■ Data extract:
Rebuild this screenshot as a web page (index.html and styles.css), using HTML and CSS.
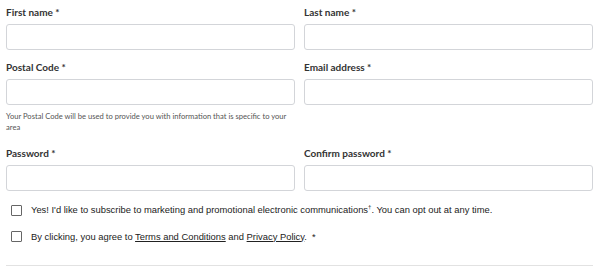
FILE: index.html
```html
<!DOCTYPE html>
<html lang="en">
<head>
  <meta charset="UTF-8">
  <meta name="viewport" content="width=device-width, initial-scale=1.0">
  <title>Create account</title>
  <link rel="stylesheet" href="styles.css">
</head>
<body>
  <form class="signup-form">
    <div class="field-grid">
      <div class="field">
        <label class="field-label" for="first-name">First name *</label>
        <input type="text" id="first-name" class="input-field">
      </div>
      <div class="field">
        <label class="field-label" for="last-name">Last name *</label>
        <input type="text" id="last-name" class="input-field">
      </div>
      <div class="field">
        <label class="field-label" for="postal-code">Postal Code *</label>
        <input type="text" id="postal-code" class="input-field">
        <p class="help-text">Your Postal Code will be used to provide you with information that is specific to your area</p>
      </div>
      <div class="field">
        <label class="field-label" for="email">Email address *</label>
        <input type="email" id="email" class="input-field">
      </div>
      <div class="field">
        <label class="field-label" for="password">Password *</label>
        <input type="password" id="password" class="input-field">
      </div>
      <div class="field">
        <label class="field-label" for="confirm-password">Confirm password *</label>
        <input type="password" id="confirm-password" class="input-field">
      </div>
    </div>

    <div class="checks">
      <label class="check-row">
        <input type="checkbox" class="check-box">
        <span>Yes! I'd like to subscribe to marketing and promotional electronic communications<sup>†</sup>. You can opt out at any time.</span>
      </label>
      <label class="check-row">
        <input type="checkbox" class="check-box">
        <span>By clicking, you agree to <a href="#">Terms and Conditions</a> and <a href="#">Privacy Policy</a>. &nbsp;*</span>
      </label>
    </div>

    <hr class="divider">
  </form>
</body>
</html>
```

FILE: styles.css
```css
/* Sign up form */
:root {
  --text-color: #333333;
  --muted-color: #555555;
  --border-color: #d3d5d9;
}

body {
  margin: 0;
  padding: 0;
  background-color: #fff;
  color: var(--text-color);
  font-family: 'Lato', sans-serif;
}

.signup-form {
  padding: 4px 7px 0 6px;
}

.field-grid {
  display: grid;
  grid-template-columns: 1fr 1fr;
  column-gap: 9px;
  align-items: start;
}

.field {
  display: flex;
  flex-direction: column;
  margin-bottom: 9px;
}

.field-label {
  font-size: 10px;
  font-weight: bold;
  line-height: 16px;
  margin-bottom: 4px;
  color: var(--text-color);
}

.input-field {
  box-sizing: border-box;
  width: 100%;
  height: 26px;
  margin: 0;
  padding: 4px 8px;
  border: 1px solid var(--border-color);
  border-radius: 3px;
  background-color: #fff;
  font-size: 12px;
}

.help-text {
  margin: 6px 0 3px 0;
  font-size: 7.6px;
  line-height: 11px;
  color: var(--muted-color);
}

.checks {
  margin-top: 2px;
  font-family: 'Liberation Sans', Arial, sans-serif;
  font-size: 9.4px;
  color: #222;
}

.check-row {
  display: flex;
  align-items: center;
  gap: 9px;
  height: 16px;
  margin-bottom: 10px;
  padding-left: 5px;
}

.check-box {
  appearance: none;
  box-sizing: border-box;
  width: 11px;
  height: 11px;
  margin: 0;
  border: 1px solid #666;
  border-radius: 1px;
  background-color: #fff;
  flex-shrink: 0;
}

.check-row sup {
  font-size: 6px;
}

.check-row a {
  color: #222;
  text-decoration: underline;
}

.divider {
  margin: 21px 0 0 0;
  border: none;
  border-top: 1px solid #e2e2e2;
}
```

■ Direction:
Copy the listing in full and without alteration, omitting every picture.

■ Task solution:
Rebuild this screenshot as a web page (index.html and styles.css), using HTML and CSS.
FILE: index.html
```html
<!DOCTYPE html>
<html lang="en">
<head>
  <meta charset="UTF-8">
  <meta name="viewport" content="width=device-width, initial-scale=1.0">
  <title>Create account</title>
  <link rel="stylesheet" href="styles.css">
</head>
<body>
  <form class="signup-form">
    <div class="field-grid">
      <div class="field">
        <label class="field-label" for="first-name">First name *</label>
        <input type="text" id="first-name" class="input-field">
      </div>
      <div class="field">
        <label class="field-label" for="last-name">Last name *</label>
        <input type="text" id="last-name" class="input-field">
      </div>
      <div class="field">
        <label class="field-label" for="postal-code">Postal Code *</label>
        <input type="text" id="postal-code" class="input-field">
        <p class="help-text">Your Postal Code will be used to provide you with information that is specific to your area</p>
      </div>
      <div class="field">
        <label class="field-label" for="email">Email address *</label>
        <input type="email" id="email" class="input-field">
      </div>
      <div class="field">
        <label class="field-label" for="password">Password *</label>
        <input type="password" id="password" class="input-field">
      </div>
      <div class="field">
        <label class="field-label" for="confirm-password">Confirm password *</label>
        <input type="password" id="confirm-password" class="input-field">
      </div>
    </div>

    <div class="checks">
      <label class="check-row">
        <input type="checkbox" class="check-box">
        <span>Yes! I'd like to subscribe to marketing and promotional electronic communications<sup>†</sup>. You can opt out at any time.</span>
      </label>
      <label class="check-row">
        <input type="checkbox" class="check-box">
        <span>By clicking, you agree to <a href="#">Terms and Conditions</a> and <a href="#">Privacy Policy</a>. &nbsp;*</span>
      </label>
    </div>

    <hr class="divider">
  </form>
</body>
</html>
```

FILE: styles.css
```css
/* Sign up form */
:root {
  --text-color: #333333;
  --muted-color: #555555;
  --border-color: #d3d5d9;
}

body {
  margin: 0;
  padding: 0;
  background-color: #fff;
  color: var(--text-color);
  font-family: 'Lato', sans-serif;
}

.signup-form {
  padding: 4px 7px 0 6px;
}

.field-grid {
  display: grid;
  grid-template-columns: 1fr 1fr;
  column-gap: 9px;
  align-items: start;
}

.field {
  display: flex;
  flex-direction: column;
  margin-bottom: 9px;
}

.field-label {
  font-size: 10px;
  font-weight: bold;
  line-height: 16px;
  margin-bottom: 4px;
  color: var(--text-color);
}

.input-field {
  box-sizing: border-box;
  width: 100%;
  height: 26px;
  margin: 0;
  padding: 4px 8px;
  border: 1px solid var(--border-color);
  border-radius: 3px;
  background-color: #fff;
  font-size: 12px;
}

.help-text {
  margin: 6px 0 3px 0;
  font-size: 7.6px;
  line-height: 11px;
  color: var(--muted-color);
}

.checks {
  margin-top: 2px;
  font-family: 'Liberation Sans', Arial, sans-serif;
  font-size: 9.4px;
  color: #222;
}

.check-row {
  display: flex;
  align-items: center;
  gap: 9px;
  height: 16px;
  margin-bottom: 10px;
  padding-left: 5px;
}

.check-box {
  appearance: none;
  box-sizing: border-box;
  width: 11px;
  height: 11px;
  margin: 0;
  border: 1px solid #666;
  border-radius: 1px;
  background-color: #fff;
  flex-shrink: 0;
}

.check-row sup {
  font-size: 6px;
}

.check-row a {
  color: #222;
  text-decoration: underline;
}

.divider {
  margin: 21px 0 0 0;
  border: none;
  border-top: 1px solid #e2e2e2;
}
```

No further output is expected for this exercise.